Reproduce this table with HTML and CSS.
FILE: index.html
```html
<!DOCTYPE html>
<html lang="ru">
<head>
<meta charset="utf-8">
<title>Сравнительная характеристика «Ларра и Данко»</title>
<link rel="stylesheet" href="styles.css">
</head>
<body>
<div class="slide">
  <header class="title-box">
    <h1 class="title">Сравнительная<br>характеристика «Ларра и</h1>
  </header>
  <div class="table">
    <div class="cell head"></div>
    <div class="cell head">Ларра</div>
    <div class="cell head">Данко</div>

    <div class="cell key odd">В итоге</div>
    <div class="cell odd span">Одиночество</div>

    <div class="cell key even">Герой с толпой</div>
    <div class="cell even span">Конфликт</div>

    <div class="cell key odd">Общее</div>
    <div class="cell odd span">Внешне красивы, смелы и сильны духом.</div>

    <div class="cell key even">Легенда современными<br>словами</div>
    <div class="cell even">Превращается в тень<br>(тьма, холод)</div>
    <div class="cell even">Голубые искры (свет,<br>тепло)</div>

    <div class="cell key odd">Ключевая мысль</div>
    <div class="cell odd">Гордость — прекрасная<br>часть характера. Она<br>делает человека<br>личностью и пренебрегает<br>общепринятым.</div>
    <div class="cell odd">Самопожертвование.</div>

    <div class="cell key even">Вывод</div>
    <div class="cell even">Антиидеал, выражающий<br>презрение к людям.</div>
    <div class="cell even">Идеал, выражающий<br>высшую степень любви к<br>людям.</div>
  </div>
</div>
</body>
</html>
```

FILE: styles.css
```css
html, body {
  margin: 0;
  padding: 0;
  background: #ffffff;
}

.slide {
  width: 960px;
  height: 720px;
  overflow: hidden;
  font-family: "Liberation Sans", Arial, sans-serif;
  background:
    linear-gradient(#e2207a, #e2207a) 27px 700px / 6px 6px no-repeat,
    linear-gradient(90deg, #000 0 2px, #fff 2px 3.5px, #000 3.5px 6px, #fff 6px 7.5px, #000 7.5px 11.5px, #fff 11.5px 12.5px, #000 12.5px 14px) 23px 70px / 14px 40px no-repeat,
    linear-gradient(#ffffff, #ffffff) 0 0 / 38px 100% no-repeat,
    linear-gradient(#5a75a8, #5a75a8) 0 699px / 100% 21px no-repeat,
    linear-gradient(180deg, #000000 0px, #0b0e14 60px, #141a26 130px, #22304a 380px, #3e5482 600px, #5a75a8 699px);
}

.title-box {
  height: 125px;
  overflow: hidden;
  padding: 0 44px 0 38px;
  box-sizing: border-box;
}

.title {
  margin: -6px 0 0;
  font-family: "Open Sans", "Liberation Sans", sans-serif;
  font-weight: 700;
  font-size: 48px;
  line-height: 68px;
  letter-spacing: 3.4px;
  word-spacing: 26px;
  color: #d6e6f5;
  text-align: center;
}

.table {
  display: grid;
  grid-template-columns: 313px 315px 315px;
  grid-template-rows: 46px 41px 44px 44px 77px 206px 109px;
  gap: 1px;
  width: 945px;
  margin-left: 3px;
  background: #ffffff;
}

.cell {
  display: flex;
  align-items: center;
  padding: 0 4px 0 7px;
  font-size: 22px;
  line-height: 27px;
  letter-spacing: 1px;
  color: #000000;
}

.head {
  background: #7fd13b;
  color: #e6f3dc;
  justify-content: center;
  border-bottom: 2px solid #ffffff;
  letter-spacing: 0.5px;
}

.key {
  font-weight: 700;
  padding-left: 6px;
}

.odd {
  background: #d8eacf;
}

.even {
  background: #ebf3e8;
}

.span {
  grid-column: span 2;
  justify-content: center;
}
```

_ _ _ _ _

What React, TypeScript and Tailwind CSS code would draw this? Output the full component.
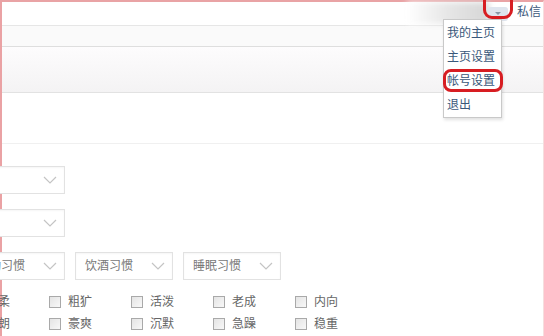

_ _ _ _ _

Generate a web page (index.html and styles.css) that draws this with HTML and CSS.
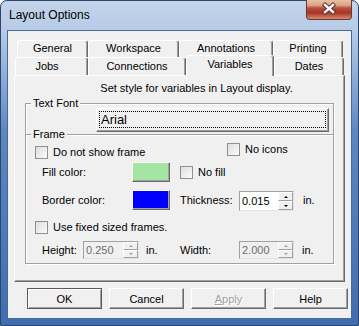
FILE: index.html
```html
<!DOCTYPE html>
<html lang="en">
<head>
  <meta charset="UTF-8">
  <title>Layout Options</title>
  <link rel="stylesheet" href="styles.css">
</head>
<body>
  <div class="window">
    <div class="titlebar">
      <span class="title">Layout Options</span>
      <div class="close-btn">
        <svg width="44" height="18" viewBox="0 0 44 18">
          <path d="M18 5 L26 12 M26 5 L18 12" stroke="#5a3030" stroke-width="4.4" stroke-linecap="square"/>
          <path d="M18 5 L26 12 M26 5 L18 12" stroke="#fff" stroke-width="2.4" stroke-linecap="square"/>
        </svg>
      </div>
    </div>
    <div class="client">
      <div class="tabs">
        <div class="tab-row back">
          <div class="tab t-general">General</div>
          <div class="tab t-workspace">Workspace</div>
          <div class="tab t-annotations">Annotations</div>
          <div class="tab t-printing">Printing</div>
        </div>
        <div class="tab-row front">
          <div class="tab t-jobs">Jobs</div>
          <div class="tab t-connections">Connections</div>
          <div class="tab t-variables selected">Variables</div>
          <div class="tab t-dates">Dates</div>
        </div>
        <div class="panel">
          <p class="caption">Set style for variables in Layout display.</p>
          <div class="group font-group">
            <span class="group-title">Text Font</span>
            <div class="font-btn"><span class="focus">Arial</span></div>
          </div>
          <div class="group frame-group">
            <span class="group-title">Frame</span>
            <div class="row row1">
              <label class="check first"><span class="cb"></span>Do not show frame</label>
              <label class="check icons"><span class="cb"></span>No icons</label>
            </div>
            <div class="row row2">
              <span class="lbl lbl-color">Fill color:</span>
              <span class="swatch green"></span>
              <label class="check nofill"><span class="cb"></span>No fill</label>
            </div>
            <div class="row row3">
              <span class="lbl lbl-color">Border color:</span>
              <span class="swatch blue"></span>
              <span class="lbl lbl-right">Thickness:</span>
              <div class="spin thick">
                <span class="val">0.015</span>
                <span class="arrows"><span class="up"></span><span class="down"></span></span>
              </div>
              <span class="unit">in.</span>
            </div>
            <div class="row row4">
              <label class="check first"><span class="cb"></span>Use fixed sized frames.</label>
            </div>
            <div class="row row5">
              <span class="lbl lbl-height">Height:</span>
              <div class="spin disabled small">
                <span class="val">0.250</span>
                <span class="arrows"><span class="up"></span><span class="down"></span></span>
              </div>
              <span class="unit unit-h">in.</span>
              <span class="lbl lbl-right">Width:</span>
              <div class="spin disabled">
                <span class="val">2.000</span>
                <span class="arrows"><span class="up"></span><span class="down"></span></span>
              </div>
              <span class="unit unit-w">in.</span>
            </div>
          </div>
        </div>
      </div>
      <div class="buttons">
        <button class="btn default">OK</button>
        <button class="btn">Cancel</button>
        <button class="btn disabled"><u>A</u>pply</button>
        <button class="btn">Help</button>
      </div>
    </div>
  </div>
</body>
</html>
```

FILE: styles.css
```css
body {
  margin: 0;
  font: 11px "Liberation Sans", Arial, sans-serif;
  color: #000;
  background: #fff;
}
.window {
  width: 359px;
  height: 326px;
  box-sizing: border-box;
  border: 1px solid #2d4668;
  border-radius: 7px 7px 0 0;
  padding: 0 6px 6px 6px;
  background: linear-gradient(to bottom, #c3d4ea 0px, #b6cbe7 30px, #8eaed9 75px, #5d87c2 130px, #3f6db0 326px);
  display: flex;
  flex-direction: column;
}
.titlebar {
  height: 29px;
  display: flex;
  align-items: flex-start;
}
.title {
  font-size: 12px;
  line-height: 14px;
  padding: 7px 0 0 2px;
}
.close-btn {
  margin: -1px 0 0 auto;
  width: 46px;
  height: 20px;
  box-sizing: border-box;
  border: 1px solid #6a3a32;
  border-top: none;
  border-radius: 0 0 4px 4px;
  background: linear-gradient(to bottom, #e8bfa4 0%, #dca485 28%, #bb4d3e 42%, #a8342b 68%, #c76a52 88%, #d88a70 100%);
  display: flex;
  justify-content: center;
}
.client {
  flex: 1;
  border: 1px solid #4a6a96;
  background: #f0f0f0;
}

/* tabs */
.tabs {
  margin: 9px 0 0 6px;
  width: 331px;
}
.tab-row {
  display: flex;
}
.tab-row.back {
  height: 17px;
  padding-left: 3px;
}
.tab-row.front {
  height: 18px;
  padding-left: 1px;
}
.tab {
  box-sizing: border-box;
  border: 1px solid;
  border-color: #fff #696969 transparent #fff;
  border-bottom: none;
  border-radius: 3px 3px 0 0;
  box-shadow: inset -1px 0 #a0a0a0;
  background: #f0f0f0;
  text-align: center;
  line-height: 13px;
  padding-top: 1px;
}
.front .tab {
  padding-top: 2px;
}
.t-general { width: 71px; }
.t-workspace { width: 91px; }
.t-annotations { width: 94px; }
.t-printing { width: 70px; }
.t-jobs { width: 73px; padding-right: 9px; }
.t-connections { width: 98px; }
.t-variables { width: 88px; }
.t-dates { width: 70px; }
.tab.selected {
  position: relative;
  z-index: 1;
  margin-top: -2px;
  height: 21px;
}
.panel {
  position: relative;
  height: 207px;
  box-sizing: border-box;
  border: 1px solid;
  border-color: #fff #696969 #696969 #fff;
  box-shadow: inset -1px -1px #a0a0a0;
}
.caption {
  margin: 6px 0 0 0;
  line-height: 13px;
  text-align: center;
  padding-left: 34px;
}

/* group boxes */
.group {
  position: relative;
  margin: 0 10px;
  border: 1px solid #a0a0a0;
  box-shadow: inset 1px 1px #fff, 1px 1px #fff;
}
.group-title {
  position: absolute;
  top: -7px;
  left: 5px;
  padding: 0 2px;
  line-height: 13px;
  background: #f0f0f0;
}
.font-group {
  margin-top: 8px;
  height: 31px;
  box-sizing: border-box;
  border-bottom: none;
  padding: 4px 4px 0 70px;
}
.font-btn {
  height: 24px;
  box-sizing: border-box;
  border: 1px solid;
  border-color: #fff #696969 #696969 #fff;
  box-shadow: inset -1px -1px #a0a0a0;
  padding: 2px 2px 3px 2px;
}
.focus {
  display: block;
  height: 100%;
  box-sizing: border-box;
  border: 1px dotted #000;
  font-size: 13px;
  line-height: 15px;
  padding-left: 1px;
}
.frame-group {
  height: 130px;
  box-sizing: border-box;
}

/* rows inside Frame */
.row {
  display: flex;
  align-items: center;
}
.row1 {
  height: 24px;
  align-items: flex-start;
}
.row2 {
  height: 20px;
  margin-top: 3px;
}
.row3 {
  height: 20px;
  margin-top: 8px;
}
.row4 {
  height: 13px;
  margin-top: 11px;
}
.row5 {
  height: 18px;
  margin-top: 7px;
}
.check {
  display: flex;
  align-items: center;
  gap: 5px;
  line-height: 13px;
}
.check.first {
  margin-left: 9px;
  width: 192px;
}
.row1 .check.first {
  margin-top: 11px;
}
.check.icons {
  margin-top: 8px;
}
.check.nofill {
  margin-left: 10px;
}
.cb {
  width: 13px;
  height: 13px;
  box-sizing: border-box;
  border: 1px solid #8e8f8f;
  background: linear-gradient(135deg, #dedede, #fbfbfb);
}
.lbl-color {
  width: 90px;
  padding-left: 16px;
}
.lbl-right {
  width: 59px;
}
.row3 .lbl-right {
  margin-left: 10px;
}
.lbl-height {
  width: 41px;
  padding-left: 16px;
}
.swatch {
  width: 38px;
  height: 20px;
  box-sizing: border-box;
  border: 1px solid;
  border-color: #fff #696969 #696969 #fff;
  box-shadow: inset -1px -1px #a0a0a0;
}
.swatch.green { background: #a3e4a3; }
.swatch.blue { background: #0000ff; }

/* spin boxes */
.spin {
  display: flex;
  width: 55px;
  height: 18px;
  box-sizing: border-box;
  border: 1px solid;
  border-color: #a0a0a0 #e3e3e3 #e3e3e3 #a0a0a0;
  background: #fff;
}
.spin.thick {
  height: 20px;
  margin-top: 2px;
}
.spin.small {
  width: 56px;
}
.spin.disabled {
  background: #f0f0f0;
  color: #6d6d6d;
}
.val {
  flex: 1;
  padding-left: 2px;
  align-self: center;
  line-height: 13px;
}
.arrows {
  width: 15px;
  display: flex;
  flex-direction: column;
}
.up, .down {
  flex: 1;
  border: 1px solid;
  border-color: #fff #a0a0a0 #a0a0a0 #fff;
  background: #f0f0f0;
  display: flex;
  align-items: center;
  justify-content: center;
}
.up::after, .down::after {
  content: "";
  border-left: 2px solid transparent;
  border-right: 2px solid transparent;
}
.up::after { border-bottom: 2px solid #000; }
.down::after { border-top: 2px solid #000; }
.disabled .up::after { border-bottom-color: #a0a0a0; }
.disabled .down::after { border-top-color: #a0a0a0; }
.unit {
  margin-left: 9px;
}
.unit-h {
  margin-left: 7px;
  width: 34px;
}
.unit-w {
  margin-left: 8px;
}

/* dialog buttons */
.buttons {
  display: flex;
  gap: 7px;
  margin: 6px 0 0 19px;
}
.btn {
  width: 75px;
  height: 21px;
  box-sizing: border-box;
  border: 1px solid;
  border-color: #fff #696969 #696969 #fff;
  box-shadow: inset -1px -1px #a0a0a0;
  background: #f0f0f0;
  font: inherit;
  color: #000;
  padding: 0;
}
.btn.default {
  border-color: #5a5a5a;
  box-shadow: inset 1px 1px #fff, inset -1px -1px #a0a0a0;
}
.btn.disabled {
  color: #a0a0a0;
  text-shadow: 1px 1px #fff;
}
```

_ _ _ _ _

**TASK GOAL**
Scan the material above for the string "styles" and report each line where you find it.

**FINAL RESULT**
<link rel="stylesheet" href="styles.css">
FILE: styles.css
Generate a web page (index.html and styles.css) that draws this with HTML and CSS.
  <link rel="stylesheet" href="styles.css">
FILE: styles.css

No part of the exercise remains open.